* **Exercise aim**: Go through the lines below and copy each one that holds the string "index".
———
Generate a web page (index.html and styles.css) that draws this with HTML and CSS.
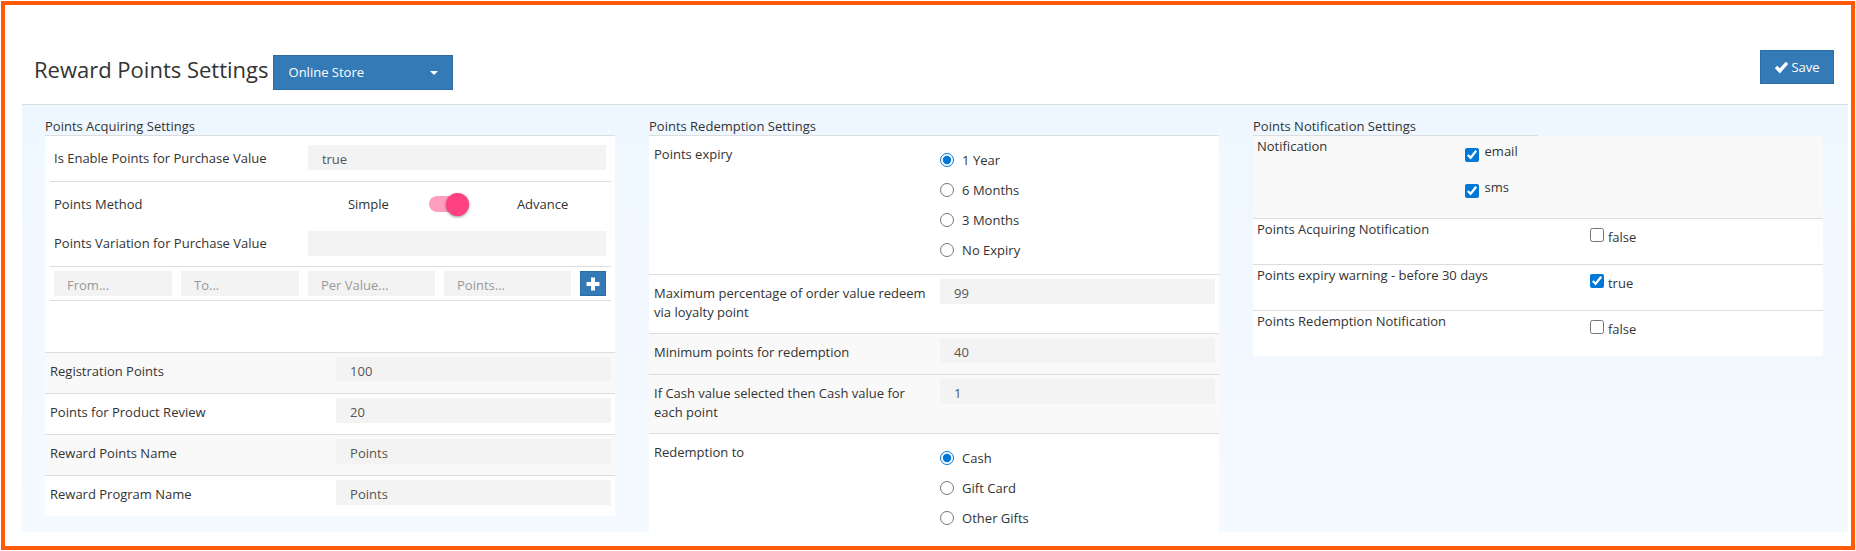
FILE: index.html
```html
<!DOCTYPE html>
<html lang="en">
<head>
    <meta charset="UTF-8">
    <meta name="viewport" content="width=device-width, initial-scale=1.0">
    <title>Reward Points Settings</title>
    <link rel="stylesheet" href="styles.css">
</head>
<body>
    <form class="page">
        <header class="page-header">
            <h1>Reward Points Settings</h1>
            <div class="store-select">
                <select aria-label="Store">
                    <option>Online Store</option>
                </select>
            </div>
            <button class="btn btn-save" type="button">
                <svg width="15" height="13" viewBox="0 0 13 12" fill="#fff"><path d="M0.3 6.6 L2.5 4.4 L4.9 6.7 L10.4 0.6 L12.8 2.6 L5 11.5 Z"/></svg>
                Save
            </button>
        </header>

        <main class="content">
            <section class="column">
                <h2>Points Acquiring Settings</h2>
                <div class="panel">
                    <div class="acquire">
                        <div class="acquire-row enable-row">
                            <label for="enable">Is Enable Points for Purchase Value</label>
                            <input class="field" id="enable" type="text" value="true">
                        </div>
                        <div class="acquire-row method-row">
                            <label for="method">Points Method</label>
                            <div class="method">
                                <span>Simple</span>
                                <input class="switch" id="method" type="checkbox" checked>
                                <span>Advance</span>
                            </div>
                        </div>
                        <div class="acquire-row variation-row">
                            <label for="variation">Points Variation for Purchase Value</label>
                            <input class="field" id="variation" type="text">
                        </div>
                        <div class="range-row">
                            <input class="field" type="text" placeholder="From..." aria-label="From">
                            <input class="field" type="text" placeholder="To..." aria-label="To">
                            <input class="field" type="text" placeholder="Per Value..." aria-label="Per Value">
                            <input class="field" type="text" placeholder="Points..." aria-label="Points">
                            <button class="btn btn-add" type="button" aria-label="Add">
                                <svg width="14" height="14" viewBox="0 0 14 14" fill="#fff"><path d="M5 0.5h4V5h4.5v4H9v4.5H5V9H0.5V5H5z"/></svg>
                            </button>
                        </div>
                    </div>
                    <div class="row shaded">
                        <label for="registration">Registration Points</label>
                        <input class="field" id="registration" type="text" value="100">
                    </div>
                    <div class="row">
                        <label for="review">Points for Product Review</label>
                        <input class="field" id="review" type="text" value="20">
                    </div>
                    <div class="row shaded">
                        <label for="points-name">Reward Points Name</label>
                        <input class="field" id="points-name" type="text" value="Points">
                    </div>
                    <div class="row">
                        <label for="program-name">Reward Program Name</label>
                        <input class="field" id="program-name" type="text" value="Points">
                    </div>
                </div>
            </section>

            <section class="column">
                <h2>Points Redemption Settings</h2>
                <div class="panel">
                    <div class="row radio-row" role="radiogroup" aria-labelledby="expiry-label">
                        <span class="label" id="expiry-label">Points expiry</span>
                        <div class="options">
                            <label><input type="radio" name="expiry" checked>1 Year</label>
                            <label><input type="radio" name="expiry">6 Months</label>
                            <label><input type="radio" name="expiry">3 Months</label>
                            <label><input type="radio" name="expiry">No Expiry</label>
                        </div>
                    </div>
                    <div class="row">
                        <label for="max-percent">Maximum percentage of order value redeem via loyalty point</label>
                        <input class="field" id="max-percent" type="text" value="99">
                    </div>
                    <div class="row shaded">
                        <label for="min-points">Minimum points for redemption</label>
                        <input class="field" id="min-points" type="text" value="40">
                    </div>
                    <div class="row shaded">
                        <label for="cash-value">If Cash value selected then Cash value for each point</label>
                        <input class="field" id="cash-value" type="text" value="1">
                    </div>
                    <div class="row radio-row" role="radiogroup" aria-labelledby="redeem-label">
                        <span class="label" id="redeem-label">Redemption to</span>
                        <div class="options">
                            <label><input type="radio" name="redeem" checked>Cash</label>
                            <label><input type="radio" name="redeem">Gift Card</label>
                            <label><input type="radio" name="redeem">Other Gifts</label>
                        </div>
                    </div>
                </div>
            </section>

            <section class="column">
                <h2 class="short-line">Points Notification Settings</h2>
                <div class="panel">
                    <div class="channels shaded" role="group" aria-labelledby="channel-label">
                        <span id="channel-label">Notification</span>
                        <div class="channel-list">
                            <label><input type="checkbox" checked>email</label>
                            <label><input type="checkbox" checked>sms</label>
                        </div>
                    </div>
                    <div class="notify-row">
                        <span id="acquiring-label">Points Acquiring Notification</span>
                        <label><input type="checkbox" aria-describedby="acquiring-label">false</label>
                    </div>
                    <div class="notify-row">
                        <span id="warning-label">Points expiry warning - before 30 days</span>
                        <label><input type="checkbox" aria-describedby="warning-label" checked>true</label>
                    </div>
                    <div class="notify-row">
                        <span id="redemption-label">Points Redemption Notification</span>
                        <label><input type="checkbox" aria-describedby="redemption-label">false</label>
                    </div>
                </div>
            </section>
        </main>
    </form>
</body>
</html>
```
FILE: styles.css
```css
* {
    box-sizing: border-box;
}

body {
    margin: 0;
    padding: 1px;
    height: 100vh;
    background: #fff;
    color: #333;
    font: 13px/19px "Segoe UI", "Open Sans", sans-serif;
}

input, select, button {
    font: inherit;
    margin: 0;
}

input[type="radio"], input[type="checkbox"] {
    flex: none;
    width: 14px;
    height: 14px;
    accent-color: #0078d7;
}

.page {
    display: flex;
    flex-direction: column;
    height: 100%;
    padding: 0 3px 14px 17px;
    border: 4px solid #ff5a0a;
}

.page-header {
    display: flex;
    align-items: flex-start;
    flex: none;
    height: 100px;
    padding: 45px 14px 0 12px;
    border-bottom: 1px solid #ddd;
}

h1 {
    margin: 0 4px 0 0;
    font-size: 22px;
    line-height: 38px;
    font-weight: 500;
}

.store-select {
    position: relative;
    margin-top: 5px;
}

.store-select select {
    appearance: none;
    width: 180px;
    height: 35px;
    padding: 0 15px;
    border: 1px solid #2e6da4;
    border-radius: 0;
    background: #337ab7;
    color: #fff;
}

/* caret on top of the select */
.store-select::after {
    content: "";
    position: absolute;
    top: 16px;
    right: 15px;
    border: 4px solid transparent;
    border-top-color: #fff;
    border-bottom: 0;
    pointer-events: none;
}

.btn {
    display: flex;
    align-items: center;
    justify-content: center;
    padding: 0;
    border: 1px solid #2e6da4;
    background: #337ab7;
    color: #fff;
}

.btn-save {
    gap: 2px;
    width: 74px;
    height: 34px;
    margin-left: auto;
}

.btn-add {
    height: 25px;
}

.content {
    display: grid;
    grid-template-columns: repeat(3, minmax(0, 1fr));
    gap: 34px;
    flex: 1;
    min-height: 0;
    padding: 12px 25px 0 23px;
    overflow: hidden;
    background: linear-gradient(#eef7ff, #f3f8ff 60%, #f4faff);
}

h2 {
    margin: 0;
    font-size: 13px;
    line-height: 18px;
    font-weight: 400;
    border-bottom: 1px solid #ddd;
}

h2.short-line {
    width: 50%;
}

.panel {
    background: #fff;
}

.field {
    width: 100%;
    min-width: 0;
    height: 25px;
    padding: 2px 14px 0;
    border: 0;
    background: #f3f3f3;
    color: #555;
}

.field::placeholder {
    color: #999;
}

.shaded {
    background: #f9f9f9;
}

/* purchase value block */
.acquire {
    height: 216px;
    padding: 0 4px 0 5px;
}

.acquire-row {
    display: grid;
    grid-template-columns: 46% 54%;
    align-items: center;
    padding: 0 5px 0 4px;
}

.enable-row {
    height: 46px;
    padding-bottom: 2px;
    border-bottom: 1px solid #ddd;
}

.enable-row label {
    padding-top: 2px;
}

.method-row {
    height: 44px;
}

.variation-row {
    height: 41px;
    padding-bottom: 6px;
    border-bottom: 1px solid #ddd;
}

.method {
    display: flex;
    align-items: center;
    gap: 40px;
    padding-left: 40px;
}

.switch[type="checkbox"] {
    appearance: none;
    position: relative;
    width: 40px;
    height: 16px;
    margin-right: 8px;
    border-radius: 8px;
    background: #ff9fbf;
}

.switch::after {
    content: "";
    position: absolute;
    top: -3px;
    right: 0;
    width: 23px;
    height: 23px;
    border-radius: 50%;
    background: #ff4081;
    box-shadow: 0 1px 3px rgba(0, 0, 0, 0.4);
}

.range-row {
    display: grid;
    grid-template-columns: 118fr 118fr 127fr 127fr 26px;
    gap: 9px;
    padding: 4px 5px 4px 4px;
    border-bottom: 1px solid #ddd;
}

.range-row .field {
    padding: 2px 13px 0;
}

/* label + field rows */
.row {
    display: grid;
    grid-template-columns: 51% 49%;
    align-items: start;
    padding: 4px 4px 11px 5px;
    border-top: 1px solid #ddd;
}

.row > label, .row > .label {
    padding: 5px 12px 0 0;
}

.radio-row {
    padding-bottom: 9px;
}

.column h2 + .panel > .row:first-child {
    border-top: 0;
}

.options {
    display: grid;
    grid-auto-rows: 30px;
    padding: 5px 0 0;
}

.options label {
    display: flex;
    align-items: center;
    gap: 8px;
}

.channels {
    display: grid;
    grid-template-columns: 37% 1fr;
    height: 82px;
    padding: 1px 5px 1px 4px;
}

.channel-list label {
    display: flex;
    align-items: flex-start;
    gap: 6px;
    height: 36px;
    padding-top: 5px;
}

.channel-list input {
    margin-top: 6px;
}

.notify-row {
    display: grid;
    grid-template-columns: 59% 1fr;
    column-gap: 2px;
    height: 46px;
    padding: 1px 5px 1px 4px;
    border-top: 1px solid #ddd;
}

.notify-row label {
    display: flex;
    align-items: flex-start;
    gap: 4px;
    padding-top: 8px;
}
```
———
* **Exercise result**:
Generate a web page (index.html and styles.css) that draws this with HTML and CSS.
FILE: index.html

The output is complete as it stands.